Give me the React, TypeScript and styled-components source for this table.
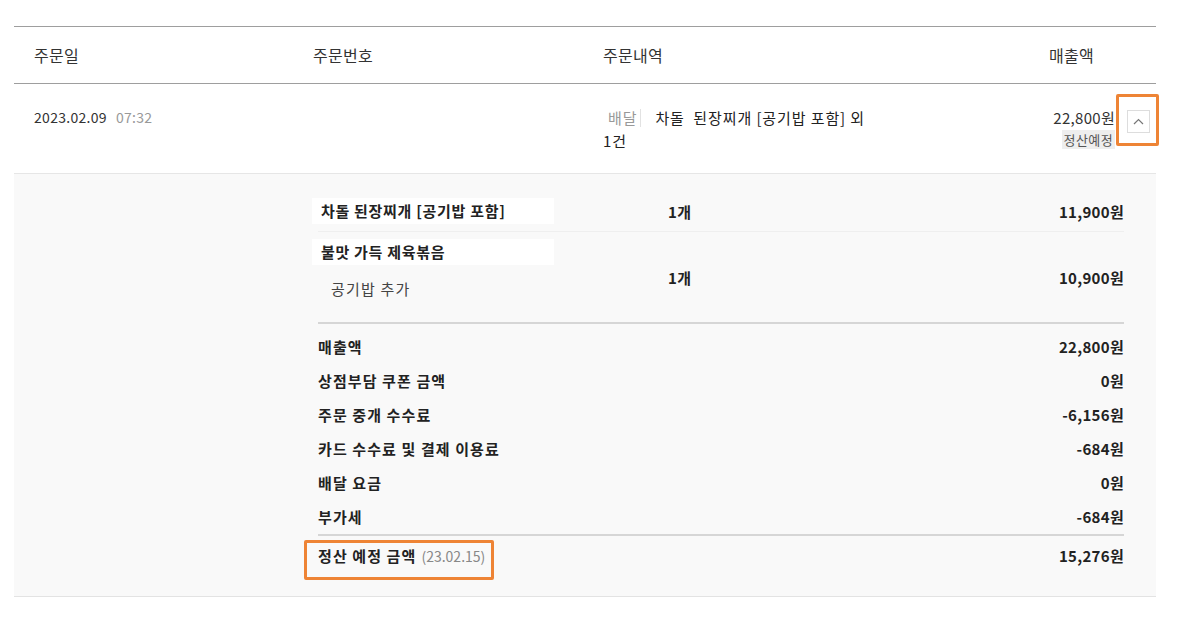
import React from 'react'
import styled, { createGlobalStyle } from 'styled-components'

const GlobalStyle = createGlobalStyle`
  body {
    margin: 0;
    background: #fff;
    color: #333;
    font-family: 'Noto Sans CJK KR', 'Noto Sans', sans-serif;
  }
`

const Page = styled.div`
  padding: 26px 21px 0 14px;
`

const Table = styled.div`
  border-top: 1px solid #9e9e9e;
`

const HeaderRow = styled.div`
  display: grid;
  grid-template-columns: 279px 290px 1fr auto;
  align-items: center;
  height: 56px;
  padding: 0 62px 0 20px;
  border-bottom: 1px solid #9e9e9e;
  font-size: 16px;
  letter-spacing: 0.3px;
  color: #333;
`

const OrderRow = styled.div`
  display: grid;
  grid-template-columns: 279px 290px 1fr auto;
  align-items: start;
  height: 90px;
  box-sizing: border-box;
  padding: 22px 6px 0 20px;
  border-bottom: 1px solid #e6e6e6;
  font-size: 14px;
  letter-spacing: 0.3px;
  line-height: 23px;
`

const DateText = styled.span`
  color: #333;
`

const TimeText = styled.span`
  color: #999;
  margin-left: 9px;
`

const OrderSummary = styled.div`
  display: flex;
  flex-direction: column;
  color: #222;
  font-size: 15px;
  letter-spacing: 0.9px;
`

const SummaryLine = styled.div`
  display: flex;
  align-items: center;
`

const DeliveryTag = styled.span`
  color: #999;
  padding: 0 3px 0 5px;
  margin-right: 14px;
  border-right: 1px solid #e2e2e2;
  line-height: 18px;
`

const AmountCell = styled.div`
  display: flex;
  align-items: flex-start;
  gap: 12px;
`

const AmountBlock = styled.div`
  display: flex;
  flex-direction: column;
  align-items: flex-end;
  font-size: 15px;
`

const StatusTag = styled.span`
  margin-top: 1px;
  padding: 0 2px;
  background: #eeeeee;
  color: #555;
  font-size: 13px;
  letter-spacing: 0.4px;
  line-height: 19px;
`

const Highlight = styled.div<{ $inset: string }>`
  position: relative;

  &::after {
    content: '';
    position: absolute;
    inset: ${({ $inset }) => $inset};
    border: 3px solid #ee8435;
    border-radius: 2px;
    pointer-events: none;
  }
`

const ToggleButton = styled.button`
  display: flex;
  align-items: center;
  justify-content: center;
  width: 23px;
  height: 23px;
  margin-top: 4px;
  padding: 0;
  background: #fff;
  border: 1px solid #dddddd;
  cursor: pointer;
`

const Detail = styled.div`
  background: #f9f9f9;
  padding: 17px 32px 0 304px;
  border-bottom: 1px solid #e3e3e3;
`

const ItemList = styled.div`
  border-bottom: 2px solid #d6d6d6;
`

const ItemRow = styled.div`
  display: grid;
  grid-template-columns: 350px 1fr auto;
  align-items: center;
  padding: 7px 0;
  font-size: 15px;
  font-weight: 700;
  letter-spacing: 0.3px;
  color: #222;

  & + & {
    border-top: 1px solid #efefef;
  }
`

const ItemName = styled.div`
  width: 242px;
  height: 26px;
  box-sizing: border-box;
  margin-left: -6px;
  padding: 0 9px;
  background: #fff;
  line-height: 26px;
  letter-spacing: 0.7px;
`

const OptionText = styled.div`
  padding: 13px 0 15px 13px;
  font-weight: 400;
  color: #444;
  line-height: 22px;
  letter-spacing: 1.2px;
`

const SummaryList = styled.div`
  padding-top: 6px;
  border-bottom: 2px solid #d6d6d6;
`

const SummaryRow = styled.div`
  display: flex;
  justify-content: space-between;
  line-height: 34px;
  font-size: 15px;
  font-weight: 700;
  letter-spacing: 0.3px;
  color: #222;
`

const SummaryLabel = styled.span`
  letter-spacing: 1.1px;
`

const TotalRow = styled.div`
  display: flex;
  justify-content: space-between;
  align-items: flex-start;
  height: 60px;
  box-sizing: border-box;
  padding-top: 8px;
  line-height: 24px;
  font-size: 15px;
  font-weight: 700;
  letter-spacing: 0.3px;
  color: #222;
`

const TotalLabel = styled.span`
  letter-spacing: 1.1px;
`

const TotalDate = styled.span`
  margin-left: 5px;
  font-size: 14px;
  font-weight: 400;
  letter-spacing: 0;
  color: #888;
`

const items = [
  { name: '차돌 된장찌개 [공기밥 포함]', qty: '1개', price: '11,900원' },
  { name: '불맛 가득 제육볶음', option: '공기밥 추가', qty: '1개', price: '10,900원' },
]

const summary = [
  ['매출액', '22,800원'],
  ['상점부담 쿠폰 금액', '0원'],
  ['주문 중개 수수료', '-6,156원'],
  ['카드 수수료 및 결제 이용료', '-684원'],
  ['배달 요금', '0원'],
  ['부가세', '-684원'],
]

function ChevronUp() {
  return (
    <svg width="11" height="7" viewBox="0 0 11 7" fill="none">
      <polyline points="1,6 5.5,1.5 10,6" stroke="#777" strokeWidth="1.2" />
    </svg>
  )
}

export default function App() {
  return (
    <Page>
      <GlobalStyle />
      <Table>
        <HeaderRow>
          <span>주문일</span>
          <span>주문번호</span>
          <span>주문내역</span>
          <span>매출액</span>
        </HeaderRow>
        <OrderRow>
          <div>
            <DateText>2023.02.09</DateText>
            <TimeText>07:32</TimeText>
          </div>
          <div />
          <OrderSummary>
            <SummaryLine>
              <DeliveryTag>배달</DeliveryTag>
              <span>차돌&nbsp; 된장찌개 [공기밥 포함] 외</span>
            </SummaryLine>
            <span>1건</span>
          </OrderSummary>
          <AmountCell>
            <AmountBlock>
              <span>22,800원</span>
              <StatusTag>정산예정</StatusTag>
            </AmountBlock>
            <Highlight $inset="-12px -9px -13px -11px">
              <ToggleButton aria-label="접기">
                <ChevronUp />
              </ToggleButton>
            </Highlight>
          </AmountCell>
        </OrderRow>
        <Detail>
          <ItemList>
            {items.map((item) => (
              <ItemRow key={item.name}>
                <div>
                  <ItemName>{item.name}</ItemName>
                  {item.option && <OptionText>{item.option}</OptionText>}
                </div>
                <span>{item.qty}</span>
                <span>{item.price}</span>
              </ItemRow>
            ))}
          </ItemList>
          <SummaryList>
            {summary.map(([label, value]) => (
              <SummaryRow key={label}>
                <SummaryLabel>{label}</SummaryLabel>
                <span>{value}</span>
              </SummaryRow>
            ))}
          </SummaryList>
          <TotalRow>
            <Highlight $inset="-4px -9px -12px -14px">
              <TotalLabel>정산 예정 금액</TotalLabel>
              <TotalDate>(23.02.15)</TotalDate>
            </Highlight>
            <span>15,276원</span>
          </TotalRow>
        </Detail>
      </Table>
    </Page>
  )
}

▶ **WHAT TO DO**:
Reproduce all of the data exactly, omitting each picture it holds.

▶ **TASK OUTPUT**:
Give me the React, TypeScript and styled-components source for this table.
import React from 'react'
import styled, { createGlobalStyle } from 'styled-components'

const GlobalStyle = createGlobalStyle`
  body {
    margin: 0;
    background: #fff;
    color: #333;
    font-family: 'Noto Sans CJK KR', 'Noto Sans', sans-serif;
  }
`

const Page = styled.div`
  padding: 26px 21px 0 14px;
`

const Table = styled.div`
  border-top: 1px solid #9e9e9e;
`

const HeaderRow = styled.div`
  display: grid;
  grid-template-columns: 279px 290px 1fr auto;
  align-items: center;
  height: 56px;
  padding: 0 62px 0 20px;
  border-bottom: 1px solid #9e9e9e;
  font-size: 16px;
  letter-spacing: 0.3px;
  color: #333;
`

const OrderRow = styled.div`
  display: grid;
  grid-template-columns: 279px 290px 1fr auto;
  align-items: start;
  height: 90px;
  box-sizing: border-box;
  padding: 22px 6px 0 20px;
  border-bottom: 1px solid #e6e6e6;
  font-size: 14px;
  letter-spacing: 0.3px;
  line-height: 23px;
`

const DateText = styled.span`
  color: #333;
`

const TimeText = styled.span`
  color: #999;
  margin-left: 9px;
`

const OrderSummary = styled.div`
  display: flex;
  flex-direction: column;
  color: #222;
  font-size: 15px;
  letter-spacing: 0.9px;
`

const SummaryLine = styled.div`
  display: flex;
  align-items: center;
`

const DeliveryTag = styled.span`
  color: #999;
  padding: 0 3px 0 5px;
  margin-right: 14px;
  border-right: 1px solid #e2e2e2;
  line-height: 18px;
`

const AmountCell = styled.div`
  display: flex;
  align-items: flex-start;
  gap: 12px;
`

const AmountBlock = styled.div`
  display: flex;
  flex-direction: column;
  align-items: flex-end;
  font-size: 15px;
`

const StatusTag = styled.span`
  margin-top: 1px;
  padding: 0 2px;
  background: #eeeeee;
  color: #555;
  font-size: 13px;
  letter-spacing: 0.4px;
  line-height: 19px;
`

const Highlight = styled.div<{ $inset: string }>`
  position: relative;

  &::after {
    content: '';
    position: absolute;
    inset: ${({ $inset }) => $inset};
    border: 3px solid #ee8435;
    border-radius: 2px;
    pointer-events: none;
  }
`

const ToggleButton = styled.button`
  display: flex;
  align-items: center;
  justify-content: center;
  width: 23px;
  height: 23px;
  margin-top: 4px;
  padding: 0;
  background: #fff;
  border: 1px solid #dddddd;
  cursor: pointer;
`

const Detail = styled.div`
  background: #f9f9f9;
  padding: 17px 32px 0 304px;
  border-bottom: 1px solid #e3e3e3;
`

const ItemList = styled.div`
  border-bottom: 2px solid #d6d6d6;
`

const ItemRow = styled.div`
  display: grid;
  grid-template-columns: 350px 1fr auto;
  align-items: center;
  padding: 7px 0;
  font-size: 15px;
  font-weight: 700;
  letter-spacing: 0.3px;
  color: #222;

  & + & {
    border-top: 1px solid #efefef;
  }
`

const ItemName = styled.div`
  width: 242px;
  height: 26px;
  box-sizing: border-box;
  margin-left: -6px;
  padding: 0 9px;
  background: #fff;
  line-height: 26px;
  letter-spacing: 0.7px;
`

const OptionText = styled.div`
  padding: 13px 0 15px 13px;
  font-weight: 400;
  color: #444;
  line-height: 22px;
  letter-spacing: 1.2px;
`

const SummaryList = styled.div`
  padding-top: 6px;
  border-bottom: 2px solid #d6d6d6;
`

const SummaryRow = styled.div`
  display: flex;
  justify-content: space-between;
  line-height: 34px;
  font-size: 15px;
  font-weight: 700;
  letter-spacing: 0.3px;
  color: #222;
`

const SummaryLabel = styled.span`
  letter-spacing: 1.1px;
`

const TotalRow = styled.div`
  display: flex;
  justify-content: space-between;
  align-items: flex-start;
  height: 60px;
  box-sizing: border-box;
  padding-top: 8px;
  line-height: 24px;
  font-size: 15px;
  font-weight: 700;
  letter-spacing: 0.3px;
  color: #222;
`

const TotalLabel = styled.span`
  letter-spacing: 1.1px;
`

const TotalDate = styled.span`
  margin-left: 5px;
  font-size: 14px;
  font-weight: 400;
  letter-spacing: 0;
  color: #888;
`

const items = [
  { name: '차돌 된장찌개 [공기밥 포함]', qty: '1개', price: '11,900원' },
  { name: '불맛 가득 제육볶음', option: '공기밥 추가', qty: '1개', price: '10,900원' },
]

const summary = [
  ['매출액', '22,800원'],
  ['상점부담 쿠폰 금액', '0원'],
  ['주문 중개 수수료', '-6,156원'],
  ['카드 수수료 및 결제 이용료', '-684원'],
  ['배달 요금', '0원'],
  ['부가세', '-684원'],
]

function ChevronUp() {
  return (
    <svg width="11" height="7" viewBox="0 0 11 7" fill="none">
      <polyline points="1,6 5.5,1.5 10,6" stroke="#777" strokeWidth="1.2" />
    </svg>
  )
}

export default function App() {
  return (
    <Page>
      <GlobalStyle />
      <Table>
        <HeaderRow>
          <span>주문일</span>
          <span>주문번호</span>
          <span>주문내역</span>
          <span>매출액</span>
        </HeaderRow>
        <OrderRow>
          <div>
            <DateText>2023.02.09</DateText>
            <TimeText>07:32</TimeText>
          </div>
          <div />
          <OrderSummary>
            <SummaryLine>
              <DeliveryTag>배달</DeliveryTag>
              <span>차돌&nbsp; 된장찌개 [공기밥 포함] 외</span>
            </SummaryLine>
            <span>1건</span>
          </OrderSummary>
          <AmountCell>
            <AmountBlock>
              <span>22,800원</span>
              <StatusTag>정산예정</StatusTag>
            </AmountBlock>
            <Highlight $inset="-12px -9px -13px -11px">
              <ToggleButton aria-label="접기">
                <ChevronUp />
              </ToggleButton>
            </Highlight>
          </AmountCell>
        </OrderRow>
        <Detail>
          <ItemList>
            {items.map((item) => (
              <ItemRow key={item.name}>
                <div>
                  <ItemName>{item.name}</ItemName>
                  {item.option && <OptionText>{item.option}</OptionText>}
                </div>
                <span>{item.qty}</span>
                <span>{item.price}</span>
              </ItemRow>
            ))}
          </ItemList>
          <SummaryList>
            {summary.map(([label, value]) => (
              <SummaryRow key={label}>
                <SummaryLabel>{label}</SummaryLabel>
                <span>{value}</span>
              </SummaryRow>
            ))}
          </SummaryList>
          <TotalRow>
            <Highlight $inset="-4px -9px -12px -14px">
              <TotalLabel>정산 예정 금액</TotalLabel>
              <TotalDate>(23.02.15)</TotalDate>
            </Highlight>
            <span>15,276원</span>
          </TotalRow>
        </Detail>
      </Table>
    </Page>
  )
}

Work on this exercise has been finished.